Hopefully, we have now convincing data and methods at hand for that revealing the concrete impact of design to the business results. We clearly see where companies eventually end up if they do not adopt design-oriented product development. We try to explain that to our clients by describing the effects of our previous projects and showing the user’s pain and fail points in their own products.

How did you get together with Dogma Alares? How were your thoughts before joining and how has your experience been since you joined?

Just after I returned to Turkey, I met with Erdal and Kıvanç. When I considered Dogma Alares’ 4-pillar vision bringing strategy, service design, digital technologies and artificial intelligence together and the extensive and integrated approach proposed to the clients, I thought that there is no real competitor in Turkey so we might have a huge opportunity. Therefore, I wanted to join the team and work together.

It has been 6 months; organising the processes, communicating to clients and delivering projects made hectic 6 months to be honest. When I look back, most of the projects involved service design. We work with other ‘pillars’ very well. For example, I had the opportunity to work closely with our technology partner Mete. Together, we developed and delivered a stand-alone digital product for a client in telecom sector. Simultaneously deciding on the technology stack and considering the scalability of the software architecture while we were thinking for the design and the experience made us deliver the product very efficiently and effectively. On the other side, Erdal and we worked on the operating model that would enable the client to manage the product successfully after we handed off to them. Working in such setup was truly wonderful because we created a project where we got involved and governed almost every aspect of it. Finally, we were able to deliver the product in such package that its design, experience, infrastructure, technology, strategy, organisational and operational models, even future backlogs and itinerary were ready. The feeling of accomplishing that gives me pleasure.

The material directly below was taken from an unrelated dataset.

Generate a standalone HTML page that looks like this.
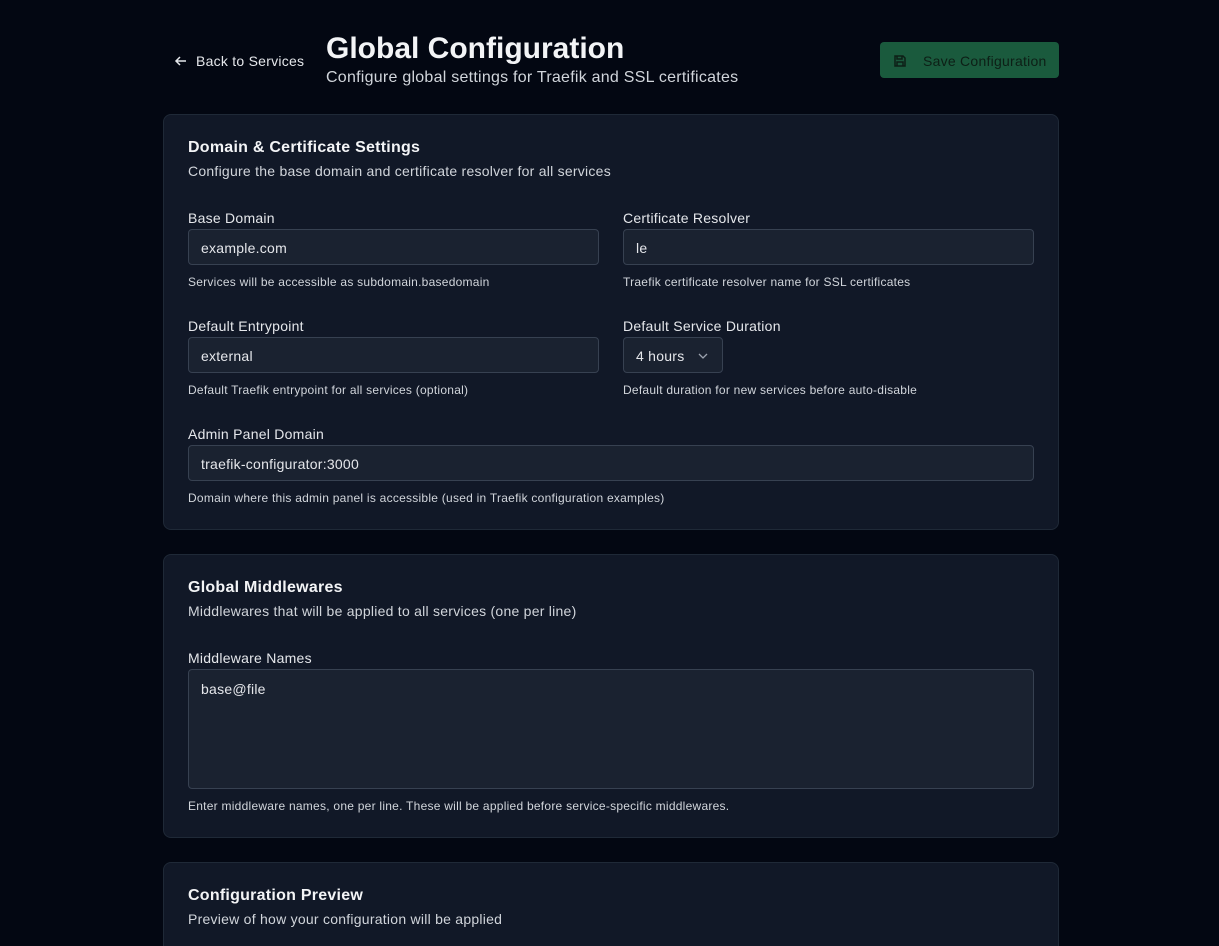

There is a growing team inside. For the sake of service design, how things are seen and done at Dogma Alares?

One of the most important things we have done since I joined is setting our target for service design. We try to serve in 360 degrees at Dogma Alares. Clients come us with questions about either how to realise an idea into a product or how to make an existing one better. Mere design is not a sufficient answer. Mere infrastructure or software implementation also does not suffice; they all must work together. There comes design thinking process, a process from knowing the users around the problem to identifying their needs, understanding the types of services, then prototyping and creating minimum viable product. We could only manage to follow this process with a team containing various capabilities. Even though all of us improves ourselves in our own areas, understanding and speaking at least the basics of the languages of other disciplines are needed for achieving the next-gen. Especially for the fresh graduates, which we recently hired many and doubled our team in size, I observe that this is very beneficial. We offer a space where they can look at their work at every aspect; hence, we provide a wider range of learning opportunities compared to any design agency. At projects, we create an environment where one can learn the foundations of strategy development from a management consultant, the logic of software design and development from a software developer, or what data science, artificial intelligence and analytics can do using available data from a machine learning engineer. We believe this environment would contribute them with important traits for their professional life.